Chen Chien-ming, Director of Academic Affairs at Taichung Municipal Chungming Senior High School and deputy secretary-general of the Taichung Senior High School Curriculum Development Center, stated that the incident demonstrated the students' high degree of initiative.He argued that teachers should persuade students through reason and address issues objectively rather than resorting to coercive or high-pressure methods, and that emotionally charged language should not be used to question students.

Writer Hsu Mei-yi expressed regret over the music teacher's emotional reaction and praised student Chen for maintaining a clear and rational explanation of his views despite facing unequal power relations and harsh criticism.

=== Views on whether the student's recording violated the law ===
Psychiatrist Shen Cheng-nan believed that student Chi's recording might have violated the law. Attorney Tang Kuang-yi stated that if the recording involved secretly recording a person's non-public activities without legitimate cause, it could constitute illegal recording, a type of offense against privacy.

Li Shan-chih, director of the Legal Affairs Bureau of the Taichung City Government, argued that because the incident occurred in a classroom, which he regarded as a public setting, and because the dispute between the teacher and students was conducted openly, the requirement of a "non-public activity" necessary for a privacy offense was not met. Attorney Lin Shih-min likewise stated that the student's purpose in recording was to preserve evidence and protect his rights, which constituted a legitimate reason and therefore did not satisfy the requirement of "without cause" under the offense.
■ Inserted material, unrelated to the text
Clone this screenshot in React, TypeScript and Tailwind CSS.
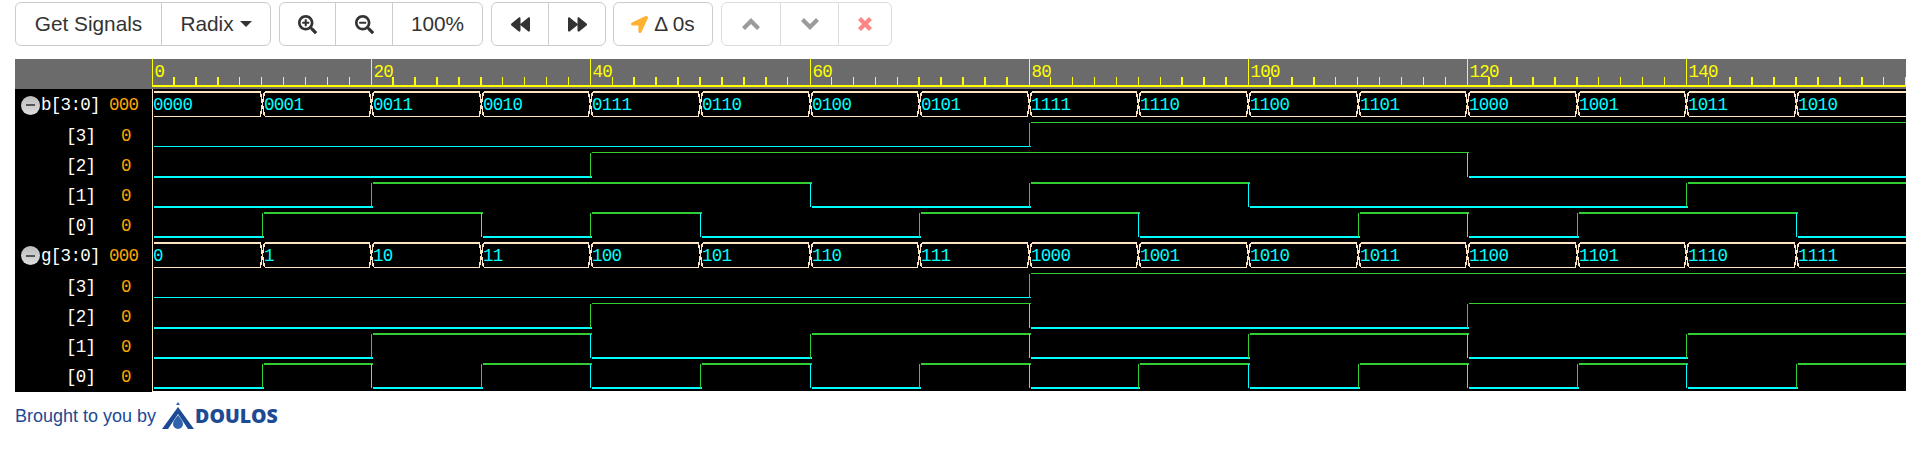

Whether the student's use of a mobile phone violated the Ministry of Education's Guidelines on the Use of Mobile Devices on Campuses Below Senior High School Level also became a matter of debate. The Taichung City Government Education Bureau responded that teachers should first explain the rules governing mobile phone use. However, if a teacher is suspected of violating laws or regulations, students should not be prohibited from using mobile phones to collect evidence.